As children we always saw the other gender as some enemy and we did our best to stay away from them. We sulked when teachers made us sit next to boys because boys were bad and we just wanted to stay with our female counterparts. Boys treated us with equal disdain and would coin several banters that were aimed to belittle us.

Having grown up however, we realise that the other gender is part of the jigsaw that is supposed to complete us. We are like pestle and motor and we need the other half to thrive.

Mother nature in her wisdom limited asexual reproduction in plants and decided that animals like us we had to mix with the opposite gender, and even threw in some fun to encourage its agenda of procreation.
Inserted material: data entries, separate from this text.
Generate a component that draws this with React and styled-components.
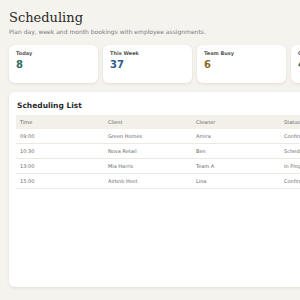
import React from 'react';
import styled, { createGlobalStyle } from 'styled-components';

const GlobalStyle = createGlobalStyle`
  html, body {
    margin: 0;
    padding: 0;
    background: #f5f3ee;
    overflow: hidden;
  }
  body {
    font-family: 'DejaVu Sans', sans-serif;
  }
`;

const stats = [
  { label: 'Today', value: '8', color: '#2f6b5f' },
  { label: 'This Week', value: '37', color: '#2b5b8a' },
  { label: 'Team Busy', value: '6', color: '#8a6a24' },
  { label: 'Open Slots', value: '4', color: '#2f6b5f' },
];

const rows = [
  ['09:00', 'Green Homes', 'Amira', 'Confirmed'],
  ['10:30', 'Nova Retail', 'Ben', 'Scheduled'],
  ['13:00', 'Mia Harris', 'Team A', 'In Progress'],
  ['15:00', 'Airbnb Host', 'Lina', 'Confirmed'],
];

export default function App() {
  return (
    <>
      <GlobalStyle />
      <Page>
        <Title>Scheduling</Title>
        <Subtitle>Plan day, week and month bookings with employee assignments.</Subtitle>
        <Stats>
          {stats.map((s) => (
            <StatCard key={s.label}>
              <StatLabel>{s.label}</StatLabel>
              <StatValue $color={s.color}>{s.value}</StatValue>
            </StatCard>
          ))}
        </Stats>
        <Panel>
          <PanelTitle>Scheduling List</PanelTitle>
          <Table>
            <thead>
              <tr>
                <Th>Time</Th>
                <Th>Client</Th>
                <Th>Cleaner</Th>
                <Th>Status</Th>
              </tr>
            </thead>
            <tbody>
              {rows.map((r) => (
                <tr key={r[0]}>
                  {r.map((c, i) => (
                    <Td key={i}>{c}</Td>
                  ))}
                </tr>
              ))}
            </tbody>
          </Table>
        </Panel>
      </Page>
    </>
  );
}

const Page = styled.div`
  width: 400px;
  padding: 10px 9px 13px;
  box-sizing: border-box;
`;

const Title = styled.h1`
  margin: 0;
  font-family: 'DejaVu Serif', serif;
  font-weight: normal;
  font-size: 13px;
  line-height: 16px;
  color: #2a2a2a;
`;

const Subtitle = styled.p`
  margin: 1px 0 0;
  font-size: 6px;
  line-height: 9px;
  color: #7a7a7a;
`;

const Stats = styled.div`
  display: flex;
  gap: 5px;
  margin-top: 9px;
`;

const StatCard = styled.div`
  flex: 0 0 89px;
  height: 38px;
  box-sizing: border-box;
  padding: 5px 7px;
  background: #fff;
  border-radius: 6px;
  box-shadow: 0 1px 3px rgba(120, 100, 70, 0.15);
`;

const StatLabel = styled.div`
  font-size: 5px;
  font-weight: bold;
  color: #555;
  line-height: 7px;
`;

const StatValue = styled.div`
  margin-top: 2px;
  font-size: 10px;
  font-weight: bold;
  line-height: 12px;
  color: ${(p) => p.$color};
`;

const Panel = styled.div`
  margin-top: 9px;
  height: 195px;
  box-sizing: border-box;
  padding: 8px 7px;
  background: #fff;
  border-radius: 6px;
  box-shadow: 0 1px 3px rgba(120, 100, 70, 0.15);
`;

const PanelTitle = styled.h2`
  margin: 0 0 0 1px;
  font-size: 7.5px;
  font-weight: bold;
  line-height: 11px;
  color: #2a2a2a;
`;

const Table = styled.table`
  margin-top: 4px;
  border-collapse: collapse;
  table-layout: fixed;
  width: 352px;
`;

const Th = styled.th`
  width: 80px;
  height: 14px;
  padding: 0 4px;
  text-align: left;
  font-size: 5px;
  font-weight: normal;
  color: #666;
  background: #f3f0ea;
`;

const Td = styled.td`
  height: 14px;
  padding: 0 4px;
  font-size: 5px;
  color: #6a6a6a;
  border-bottom: 1px solid #ece9e3;
  white-space: nowrap;
  overflow: hidden;
`;
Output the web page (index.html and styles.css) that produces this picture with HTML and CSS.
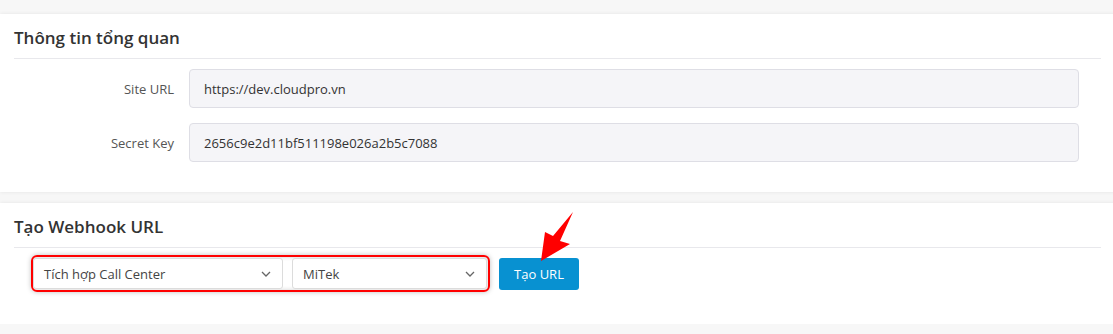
FILE: index.html
```html
<!DOCTYPE html>
<html lang="vi">
<head>
  <meta charset="UTF-8">
  <meta name="viewport" content="width=device-width, initial-scale=1.0">
  <link rel="stylesheet" href="styles.css">
  <title>Cấu hình tích hợp</title>
</head>
<body>

  <!-- Thông tin tổng quan -->
  <div class="card">
    <div class="card-header">Thông tin tổng quan</div>
    <div class="card-body info-body">
      <div class="form-row">
        <label for="siteUrl">Site URL</label>
        <input type="text" id="siteUrl" value="https://dev.cloudpro.vn" readonly>
      </div>
      <div class="form-row">
        <label for="secretKey">Secret Key</label>
        <input type="text" id="secretKey" value="2656c9e2d11bf511198e026a2b5c7088" readonly>
      </div>
    </div>
  </div>

  <!-- Tạo Webhook URL -->
  <div class="card webhook-card">
    <div class="card-header">Tạo Webhook URL</div>
    <div class="card-body webhook-body">
      <div class="highlight">
        <div class="select-box select-type">
          <span>Tích hợp Call Center</span>
          <svg class="caret" width="10" height="6" viewBox="0 0 10 6"><path d="M1 1l4 4 4-4" fill="none" stroke="#666" stroke-width="1.3"/></svg>
        </div>
        <div class="select-box select-provider">
          <span>MiTek</span>
          <svg class="caret" width="10" height="6" viewBox="0 0 10 6"><path d="M1 1l4 4 4-4" fill="none" stroke="#666" stroke-width="1.3"/></svg>
        </div>
      </div>
      <button class="btn-primary">Tạo URL</button>

      <!-- mũi tên chỉ vào nút -->
      <svg class="pointer-arrow" width="40" height="54" viewBox="536 208 40 54">
        <polygon points="541,260 545,231 553,235 573,211 560,240 570,243" fill="#f00"/>
      </svg>
    </div>
  </div>

</body>
</html>
```

FILE: styles.css
```css
body {
  margin: 0;
  padding-top: 14px;
  background-color: #f7f7f7;
  font-family: 'Open Sans', 'Noto Sans', sans-serif;
  font-size: 13px;
  color: #333;
}

.card {
  background-color: #fff;
  box-shadow: 0 0 4px rgba(0, 0, 0, 0.08);
  margin-right: -10px;
  padding: 0 22px 0 14px;
}

.card-header {
  font-size: 17px;
  font-weight: 600;
  color: #333;
  height: 45px;
  line-height: 48px;
  border-bottom: 1px solid #e8e8ec;
  box-sizing: border-box;
}

.info-body {
  padding: 10px 0 30px;
}

.form-row {
  display: grid;
  grid-template-columns: 160px 1fr;
  column-gap: 15px;
  align-items: center;
  margin-right: 22px;
  margin-bottom: 15px;
}

.form-row:last-child {
  margin-bottom: 0;
}

label {
  text-align: right;
  color: #555;
}

input {
  height: 39px;
  box-sizing: border-box;
  padding: 0 14px;
  border: 1px solid #dedee5;
  border-radius: 4px;
  background-color: #f5f5f8;
  font-family: inherit;
  font-size: 13px;
  color: #333;
  outline: none;
}

.webhook-card {
  margin-top: 11px;
}

.webhook-body {
  position: relative;
  display: flex;
  align-items: center;
  padding: 7px 0 32px 17px;
}

.highlight {
  display: flex;
  gap: 9px;
  padding: 1px 1px 1px 0;
  border: 2px solid #f00;
  border-radius: 6px;
  box-shadow: 0 0 5px rgba(0, 0, 0, 0.25), inset 0 0 4px rgba(0, 0, 0, 0.2);
}

.select-box {
  display: flex;
  align-items: center;
  justify-content: space-between;
  height: 31px;
  box-sizing: border-box;
  padding: 0 10px;
  border: 1px solid #dcdcdc;
  border-radius: 3px;
  background-color: #fff;
  color: #444;
}

.select-type {
  width: 250px;
}

.select-provider {
  width: 195px;
}

.caret {
  margin-right: 1px;
}

.btn-primary {
  margin-left: 9px;
  width: 80px;
  height: 32px;
  border: none;
  border-radius: 3px;
  background-color: #0891d1;
  color: #fff;
  font-family: inherit;
  font-size: 13px;
  cursor: pointer;
}

.pointer-arrow {
  position: absolute;
  left: 522px;
  top: -39px;
}
```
We therefore belong with the person we are in a relationship with and not besties as we call them.

It is laughable that we expect our friends to prioritise us before their significant partners and will not fail to remind them of the numerous times we stood by them when previous relationships failed. It is as if we are always waiting for relationships to end so that we can continue being needed. How does a friend put you before a partner they plan to spend the rest of their lives with? Partners in a relationship share a far deeper connection, that it's absurd we would expect our friends to put their lovers aside for the platonic friendship that we share.

After marriage a man and a woman will leave their respective families and start one of their own. Never do we see parents and siblings jostling for relevance in their children/siblings lives yet we that call ourselves friends want to be saved a spot right in the middle of the marital bed.

Hard as it may be to accept, we need to learn that love shifts with time. The moment a woman gives birth, her children become her priority and even though she still loves her family and friends, the child takes the priority.

Friends should therefore not feel shortchanged when attention dwindles. We must stop cursing our friends when they cannot show up at every party or join us for a football match. Guilt tripping friends simply because they can no longer spend time with you will only widen the rift between you two.

Perhaps the only lasting pact we should have is that of our friends promising never to drool over our partners. That no matter what, they will never make our partners secret lovers unless we are dead and buried and they have only stepped in to take care of the children we left behind. Thinking that your friends will place you above their partners is a pure delusion!